Thursday 19 Jul 2018 | 06:39 | SYDNEY
Thursday 19 Jul 2018 | 06:39 | SYDNEY

G20 priority for Australia: 'Being there'


Stephen Grenville

14 April 2009 09:07

For Australia, the main 'win' from the London G20 meeting is that the G20 leaders will meet again, together with the wide acceptance that this group has supplanted the G7 as the principal world economic forum. A top priority is to retain our place at the table.

The more successful the London meeting, the greater the pressure to tinker with the membership. The pressures come in both directions: those arguing that it is too big to be effective, and others arguing that it needs wider representation.

The initial 19 countries were supplemented by various international agencies and regional representatives, bringing the effective membership up to nearly 30, adding weight to the call for culling. Others are calling for more representation from the poor countries.

The most powerful counter-argument is that the current core membership reflects several years of vexed argument and deal-making after the Asian crisis in 1997-98, and even if a more perfect group could be formed, there are too many urgent substantive issues to justify spending energy, time and political capital on membership refinement.

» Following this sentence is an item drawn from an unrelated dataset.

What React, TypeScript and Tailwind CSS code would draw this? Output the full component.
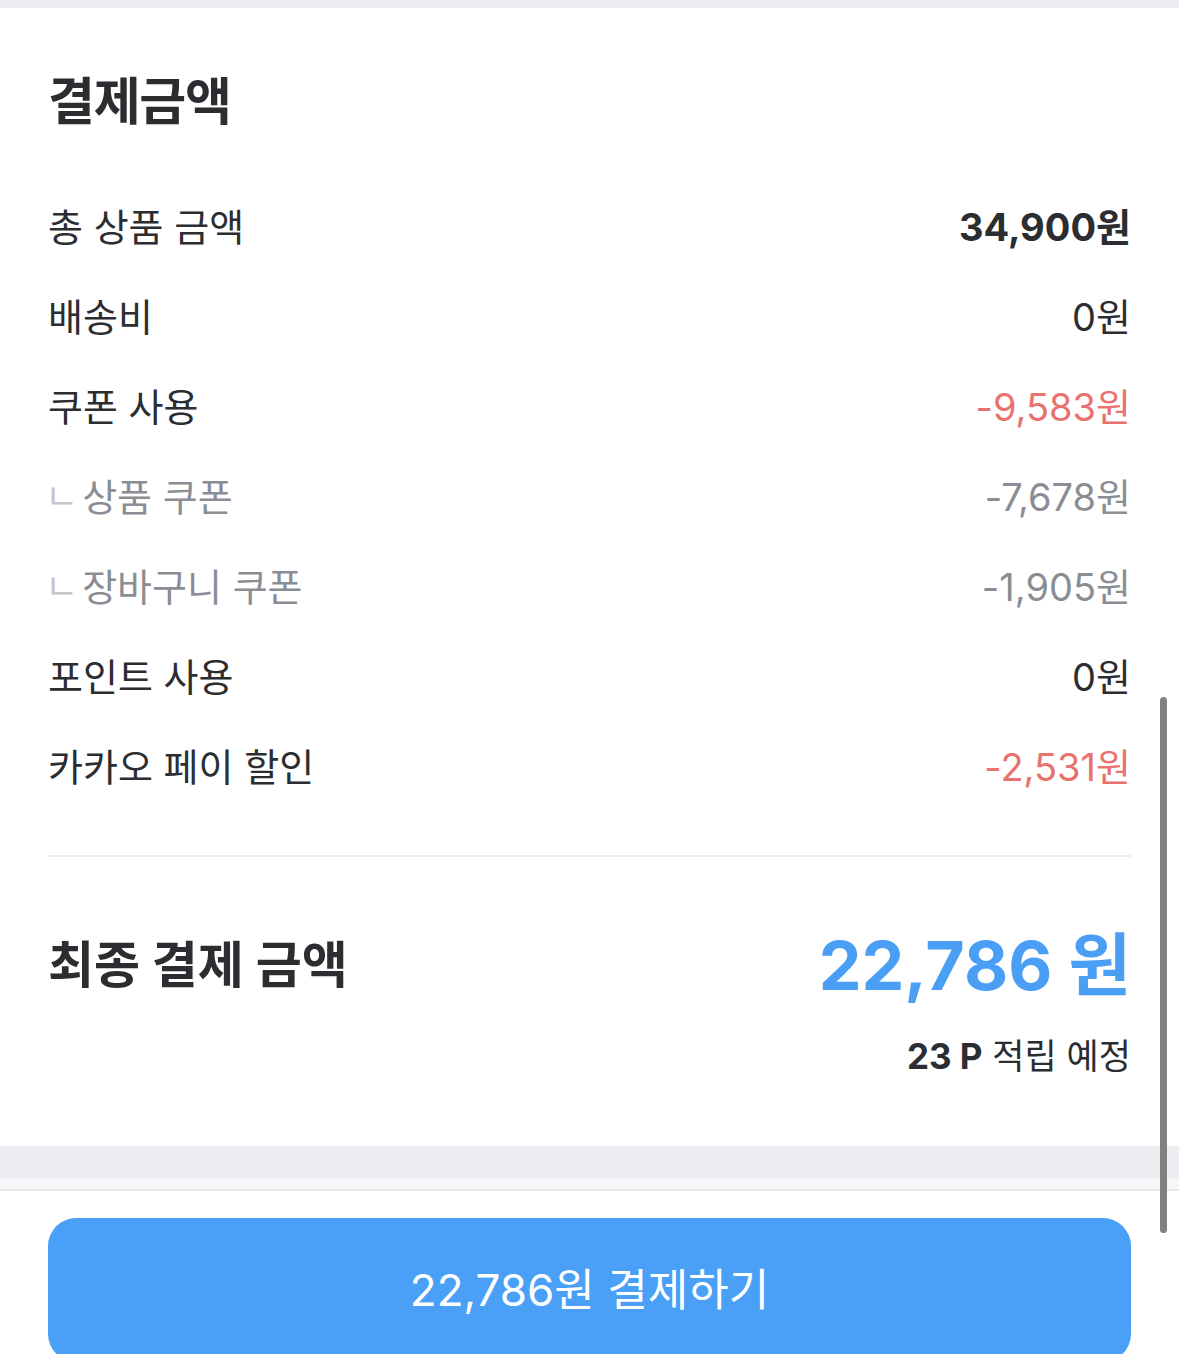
const font = { fontFamily: 'Inter, "Noto Sans CJK KR", "Noto Sans", sans-serif' };

type Row = { label: string; value: string; tone?: 'bold' | 'red' | 'sub' };

const rows: Row[] = [
  { label: '총 상품 금액', value: '34,900원', tone: 'bold' },
  { label: '배송비', value: '0원' },
  { label: '쿠폰 사용', value: '-9,583원', tone: 'red' },
  { label: '상품 쿠폰', value: '-7,678원', tone: 'sub' },
  { label: '장바구니 쿠폰', value: '-1,905원', tone: 'sub' },
  { label: '포인트 사용', value: '0원' },
  { label: '카카오 페이 할인', value: '-2,531원', tone: 'red' },
];

const valueClass = (tone?: Row['tone']) => {
  if (tone === 'bold') return 'font-bold text-[#2b2d31]';
  if (tone === 'red') return 'text-[#e8736e]';
  if (tone === 'sub') return 'text-[#8a8e94]';
  return 'text-[#2b2d31]';
};

export default function App() {
  return (
    <div className="relative min-h-screen bg-white text-[#2b2d31]" style={font}>
      <div className="h-2 bg-[#ebedf0]" />

      {/* 결제금액 */}
      <section className="px-12 pt-[65px] pb-[68px]">
        <h2 className="text-[51px] font-bold leading-[58px] tracking-tight">결제금액</h2>

        <div className="mt-[51px]">
          {rows.map((row) => (
            <div key={row.label} className="flex h-[90px] items-center justify-between text-[38px] leading-none">
              {row.tone === 'sub' ? (
                <div className="flex items-center text-[#8a8e94]">
                  <span className="-ml-[3px] mr-[4px] text-[36px] text-[#c3c6cb]">ㄴ</span>
                  <span>{row.label}</span>
                </div>
              ) : (
                <span>{row.label}</span>
              )}
              <span className={valueClass(row.tone)}>{row.value}</span>
            </div>
          ))}
        </div>

        <div className="mt-[43px] h-[2px] bg-[#ebecee]" />

        <div className="mt-[65px] flex items-center justify-between">
          <span className="text-[50px] font-bold leading-none">최종 결제 금액</span>
          <span className="text-[68px] font-bold leading-[86px] text-[#4a9ff5]">22,786 원</span>
        </div>
        <div className="mt-[26px] text-right text-[35px] leading-[44px]">
          <span className="font-bold">23 P</span> 적립 예정
        </div>
      </section>

      <div className="h-[33px] bg-[#ebedf0]" />
      <div className="h-3 border-b-2 border-[#e9eaec] bg-[#f6f7f9]" />

      <div className="px-12 pt-[27px]">
        <button className="flex h-[144px] w-full items-center justify-center rounded-[28px] bg-[#4aa0f6] text-[44px] text-white">
          22,786원 결제하기
        </button>
      </div>

      {/* scroll indicator */}
      <div className="absolute left-[1160px] top-[697px] h-[536px] w-[7px] rounded-full bg-[#808080]" />
    </div>
  );
}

If the G20 is to get beyond righteous policy platitudes and hollow pleading on selfless causes, it has to limit its agenda and restrict its membership to countries that can actually make a contribution to the debate. The International Monetary Fund, with its wide agenda (padded by years of mission-creep) and broad representation has patently failed to provide a workable forum for addressing the Global Financial Crisis. Of the 185 countries represented at the IMF, those who would contribute usefully to this debate certainly don’t exceed 20.

The Fund’s managing director wants the poor more fully represented at the G20. This is an attractively worthy argument on the surface but is, in effect, a plea to saddle the G20 with the same pseudo-democracy that hobbles the IMF’s own governance, in which all 185 members are represented, after a fashion, around the table. All but the largest countries, however, are grouped together in 'constituencies' which ensure that their voices will be muffled, muted, ambivalent and ineffectual.

Australia might ask the IMF’s managing director on whose authority he is arguing for a wider G20 membership. Is this a desperate defence of his territory by lumbering the G20 with the same sort of feeble governance that his own institution demonstrates?